Tuesday, September 15, 2009

The Right's Redistribution of Wealth

As we as a country battle over the issues of stimulus and health care reform, those of us on the Right side of the argument, arguing from a basis of rampant, big-government overspending, would do well to acknowledge the 9 year old gorilla in the room.

War is still our largest yearly budget item.

If we are to retain our intellectual honesty and credibility in arguing for healthcare reform from the perch of anti-big-government spending, we also need to re-examine how it is we view ourselves as a country in terms of war.

In his book Liberty and Tyranny, Mark Levin defines neoconservatives as those conservatives whose primary concern is that of a strong national defense for the country by the federal government. Indeed, this is the primary responsibility outlined in the Constitution that the federal government is actually supposed to do, as opposed to the myriad items it is expressly directed not to do.

The problem has become, since the failure of communism in the Soviet Union and the end of the Cold War, that as a country we have philosophically assumed it to be our duty to spread democracy to all those "less enlightened" countries around the world.

I am 28 years old. We have twice in my lifetime invaded Iraq, both times under false pretenses. I am not some tree-hugging hippie here. Once we have gotten into these conflicts, I have been all for finishing them. We are all on the same team and we should all want to win, once in. But at the same time, we should realize that just as it is ludicrous that the government should expect to be able to obliterate 1/6 of the economy, thereby depleting its revenues, and replace that entire sector with itself, thereby expanding its spending, it is also ludicrous to believe that we can continue to expand our defense spending for the purpose of conducting war abroad without ever stopping.

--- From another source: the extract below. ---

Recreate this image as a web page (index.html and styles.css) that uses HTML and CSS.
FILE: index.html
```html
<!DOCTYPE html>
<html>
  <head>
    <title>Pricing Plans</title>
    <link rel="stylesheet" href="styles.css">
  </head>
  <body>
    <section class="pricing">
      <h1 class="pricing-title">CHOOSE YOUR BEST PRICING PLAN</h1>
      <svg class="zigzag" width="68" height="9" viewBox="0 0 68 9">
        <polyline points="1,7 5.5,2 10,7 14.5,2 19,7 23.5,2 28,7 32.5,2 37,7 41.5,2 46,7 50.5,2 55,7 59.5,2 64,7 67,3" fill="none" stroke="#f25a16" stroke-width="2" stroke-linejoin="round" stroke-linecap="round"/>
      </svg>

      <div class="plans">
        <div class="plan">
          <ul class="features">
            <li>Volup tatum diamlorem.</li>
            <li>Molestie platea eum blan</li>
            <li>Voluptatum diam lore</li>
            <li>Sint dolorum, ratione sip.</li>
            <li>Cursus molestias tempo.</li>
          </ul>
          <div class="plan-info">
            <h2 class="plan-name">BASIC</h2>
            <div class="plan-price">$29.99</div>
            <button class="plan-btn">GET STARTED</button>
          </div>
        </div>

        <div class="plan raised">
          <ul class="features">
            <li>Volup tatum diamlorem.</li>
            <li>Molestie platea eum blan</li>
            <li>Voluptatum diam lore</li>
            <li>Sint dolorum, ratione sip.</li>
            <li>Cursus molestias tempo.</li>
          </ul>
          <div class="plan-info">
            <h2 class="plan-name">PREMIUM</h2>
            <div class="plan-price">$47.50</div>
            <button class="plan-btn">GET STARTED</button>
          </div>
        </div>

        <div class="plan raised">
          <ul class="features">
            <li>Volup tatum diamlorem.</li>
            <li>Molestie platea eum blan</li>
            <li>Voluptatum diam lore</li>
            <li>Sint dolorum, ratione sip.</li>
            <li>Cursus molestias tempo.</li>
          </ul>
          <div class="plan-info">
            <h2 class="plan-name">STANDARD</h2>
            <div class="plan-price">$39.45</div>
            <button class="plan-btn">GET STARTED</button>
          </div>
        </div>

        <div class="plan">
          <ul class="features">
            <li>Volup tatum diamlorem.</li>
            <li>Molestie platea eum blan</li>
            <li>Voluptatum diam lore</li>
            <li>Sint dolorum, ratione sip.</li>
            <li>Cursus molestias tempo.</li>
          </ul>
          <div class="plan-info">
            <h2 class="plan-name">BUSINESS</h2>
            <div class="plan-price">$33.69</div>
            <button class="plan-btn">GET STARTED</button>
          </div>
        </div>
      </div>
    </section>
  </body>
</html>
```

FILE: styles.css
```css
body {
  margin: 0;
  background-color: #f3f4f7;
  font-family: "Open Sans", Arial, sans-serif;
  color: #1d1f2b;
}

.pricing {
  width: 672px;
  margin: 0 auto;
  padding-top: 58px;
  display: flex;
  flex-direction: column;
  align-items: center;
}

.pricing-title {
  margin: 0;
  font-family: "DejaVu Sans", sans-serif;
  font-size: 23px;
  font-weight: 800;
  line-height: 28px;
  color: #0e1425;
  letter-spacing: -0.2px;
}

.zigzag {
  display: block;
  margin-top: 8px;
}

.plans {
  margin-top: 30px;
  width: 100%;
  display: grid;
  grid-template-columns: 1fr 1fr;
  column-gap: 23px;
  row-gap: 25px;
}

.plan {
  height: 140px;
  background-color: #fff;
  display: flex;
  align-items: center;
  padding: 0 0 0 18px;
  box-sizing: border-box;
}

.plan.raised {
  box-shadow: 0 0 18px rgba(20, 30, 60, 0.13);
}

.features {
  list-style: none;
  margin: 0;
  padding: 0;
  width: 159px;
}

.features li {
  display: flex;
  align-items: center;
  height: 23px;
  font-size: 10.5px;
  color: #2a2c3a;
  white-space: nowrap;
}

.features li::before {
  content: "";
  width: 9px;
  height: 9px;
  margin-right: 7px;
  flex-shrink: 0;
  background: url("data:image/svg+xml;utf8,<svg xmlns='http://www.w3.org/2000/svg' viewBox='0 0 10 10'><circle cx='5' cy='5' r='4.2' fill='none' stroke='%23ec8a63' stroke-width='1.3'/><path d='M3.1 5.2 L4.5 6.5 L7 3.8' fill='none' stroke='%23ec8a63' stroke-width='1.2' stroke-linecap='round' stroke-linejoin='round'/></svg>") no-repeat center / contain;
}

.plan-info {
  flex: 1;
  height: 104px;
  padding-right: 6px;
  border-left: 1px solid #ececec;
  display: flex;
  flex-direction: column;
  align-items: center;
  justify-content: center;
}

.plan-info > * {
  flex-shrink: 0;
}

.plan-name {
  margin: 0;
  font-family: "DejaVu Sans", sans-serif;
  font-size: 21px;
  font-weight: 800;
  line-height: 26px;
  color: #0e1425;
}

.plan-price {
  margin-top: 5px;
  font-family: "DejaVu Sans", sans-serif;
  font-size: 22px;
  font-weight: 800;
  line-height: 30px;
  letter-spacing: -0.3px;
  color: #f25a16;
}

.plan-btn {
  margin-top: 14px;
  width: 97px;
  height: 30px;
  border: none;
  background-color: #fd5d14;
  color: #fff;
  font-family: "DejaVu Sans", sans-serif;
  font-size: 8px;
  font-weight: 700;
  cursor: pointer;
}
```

This is especially the case in terms of the idea of "spreading democracy." Spreading democracy has become the default justification by the Neoconservative Right for the fact that we have spent the past nine years in Iraq, and now are ramping up efforts in Afghanistan.

What everyone on the Right, including the Neoconservative Right, must acknowledge is that the idea of "spreading democracy" is just as socialistic, if not moreso, on a global scale, as is nationalized healthcare on a country-wide scale.

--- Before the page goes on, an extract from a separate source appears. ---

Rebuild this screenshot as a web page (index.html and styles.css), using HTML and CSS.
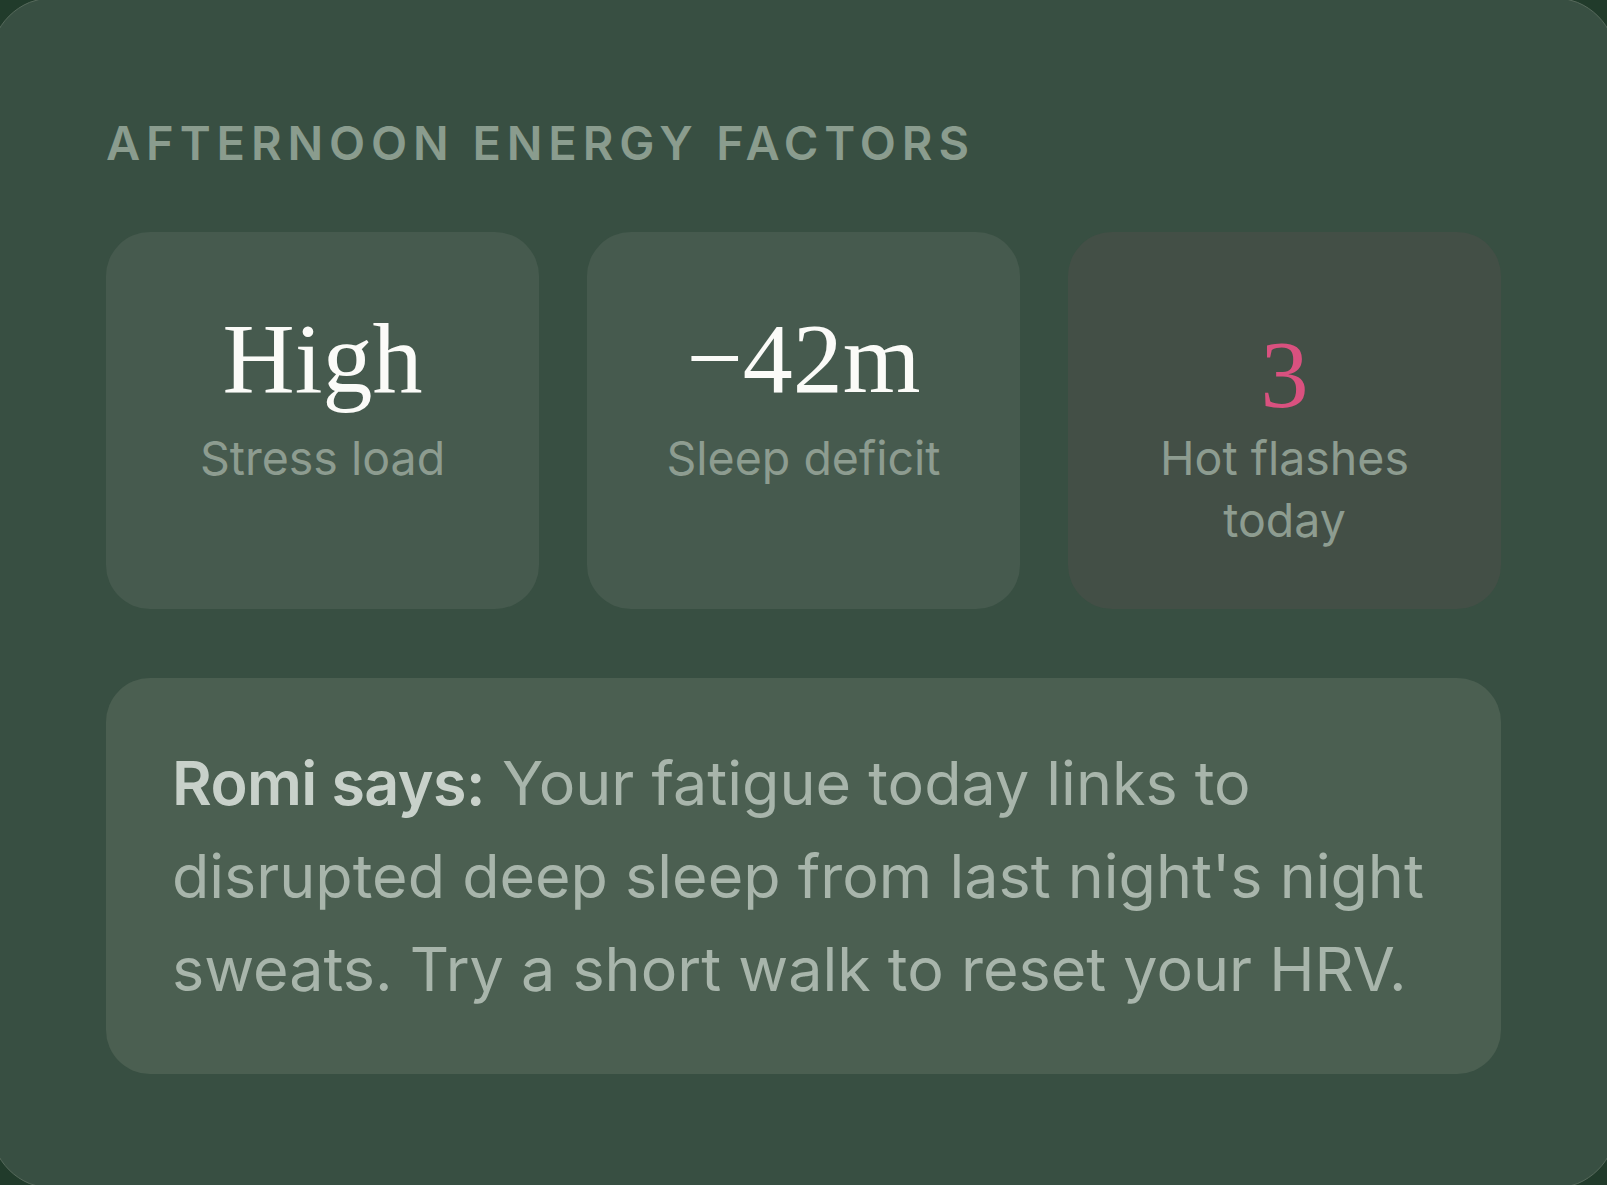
FILE: index.html
```html
<!DOCTYPE html>
<html lang="en">
<head>
<meta charset="utf-8">
<title>Afternoon energy factors</title>
<link rel="stylesheet" href="styles.css">
</head>
<body>
<section class="card">
  <h2 class="eyebrow">AFTERNOON ENERGY FACTORS</h2>
  <div class="tiles">
    <div class="tile">
      <div class="value">High</div>
      <div class="label">Stress load</div>
    </div>
    <div class="tile">
      <div class="value">−42m</div>
      <div class="label">Sleep deficit</div>
    </div>
    <div class="tile tile-warm">
      <div class="value value-pink">3</div>
      <div class="label">Hot flashes today</div>
    </div>
  </div>
  <div class="insight">
    <p><strong>Romi says:</strong> Your fatigue today links to disrupted deep sleep from last night's night sweats. Try a short walk to reset your HRV.</p>
  </div>
</section>
</body>
</html>
```
FILE: styles.css
```css
html, body {
  margin: 0;
  padding: 0;
  overflow: hidden;
  background: #213b2b;
}
body {
  font-family: Inter, "Noto Sans", sans-serif;
}
.card {
  box-sizing: border-box;
  margin: -3px -10px 0;
  height: 1192px;
  padding: 117px 115px 114px;
  background: #384f42;
  border: 1px solid #56695b;
  border-radius: 64px;
}
.eyebrow {
  margin: 0;
  font-size: 47px;
  line-height: 56.4px;
  font-weight: 600;
  letter-spacing: 5.9px;
  color: #8a9c8e;
}
.tiles {
  margin-top: 61px;
  display: grid;
  grid-template-columns: repeat(3, 1fr);
  gap: 48px;
}
.tile {
  box-sizing: border-box;
  background: #465a4e;
  border-radius: 44px;
  padding: 77px 40px 58px;
  text-align: center;
}
.tile-warm {
  background: #434f46;
}
.value {
  font-family: "Liberation Serif", serif;
  font-size: 100px;
  line-height: 100px;
  color: #fbfbf8;
}
.value-pink {
  color: #d9517f;
  font-size: 96px;
  padding-top: 16px;
  margin-bottom: -16px;
}
.label {
  margin-top: 18px;
  font-size: 46.5px;
  line-height: 62px;
  color: #8d9c90;
}
.insight {
  margin-top: 69px;
  background: #4b5f51;
  border-radius: 44px;
  padding: 59px 66px 58px;
}
.insight p {
  margin: 0;
  font-size: 61px;
  line-height: 93px;
  color: #a8b5ab;
}
.insight strong {
  font-weight: 600;
  letter-spacing: -0.6px;
  color: #c8d1ca;
}
```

Every dollar that is spent overseas is taken from our pockets and redistributed across the globe to the benefit of other countries. In peaceful countries where we are "forward deployed" to be the on-call default option for NATO, our soldiers are paid and spend their money in those other countries, boosting the economies of those countries. In countries like Iraq that we have invaded under the guise of spreading democracy, but for the actual purpose of attempting to better control the flow of oil, we have spent nearly a trillion dollars and an entire decade's worth of time in establishing a democratic government.

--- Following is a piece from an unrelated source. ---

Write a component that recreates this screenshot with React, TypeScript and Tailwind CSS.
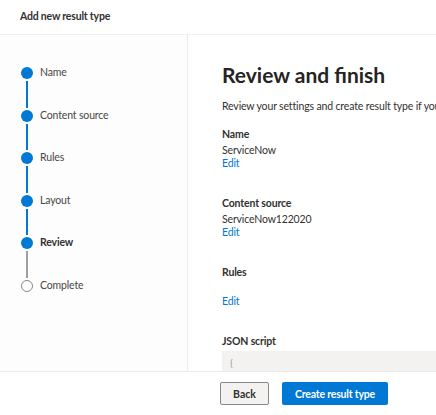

From a global economic standpoint, this may eventually make sense, but only if we were to spend the next decade, and another trillion dollars in overthrowing spreading democracy to Iran, and then yet another decade, and another trillion in overthrowing spreading democracy to Syria. At that point we might control enough of the middle east to disband OPEC and take back the oil operations we installed in the first place, bringing that oil production back under our control. But how long would it take to make back all those trillions? Considering we're talking about an ultimately limited resource, providing funding to the government only via import tarrifs and taxes at home, it would never happen.

In essence, we have, over the past decade, participated in the greatest redistribution of wealth the world has ever seen, allocating a trillion dollars to an overseas empire that cannot be sustained, all in the name of a different kind of altruism.

We on the Right like to rail against our own government for daring to proclaim that they know better than we do how to spend our money when it comes to providing for our own health. If we are intellectually honest on the Right, then, we must also rail against our government for daring to proclaim that countries in the middle east are more deserving of our dollars being spent on improving their democracies than we are. We might ask, "What might that trillion dollars have been spent on here at home to improve our Republic instead?" I do not deign to stoop to the level of the Left and assume it should have been spent on schools or healthcare or welfare in some absent-minded argument that throwing more money at welfare programs would make them better. But one has to wonder, what else might we citizens have done with a trillion extra dollars in our pockets over the past ten years?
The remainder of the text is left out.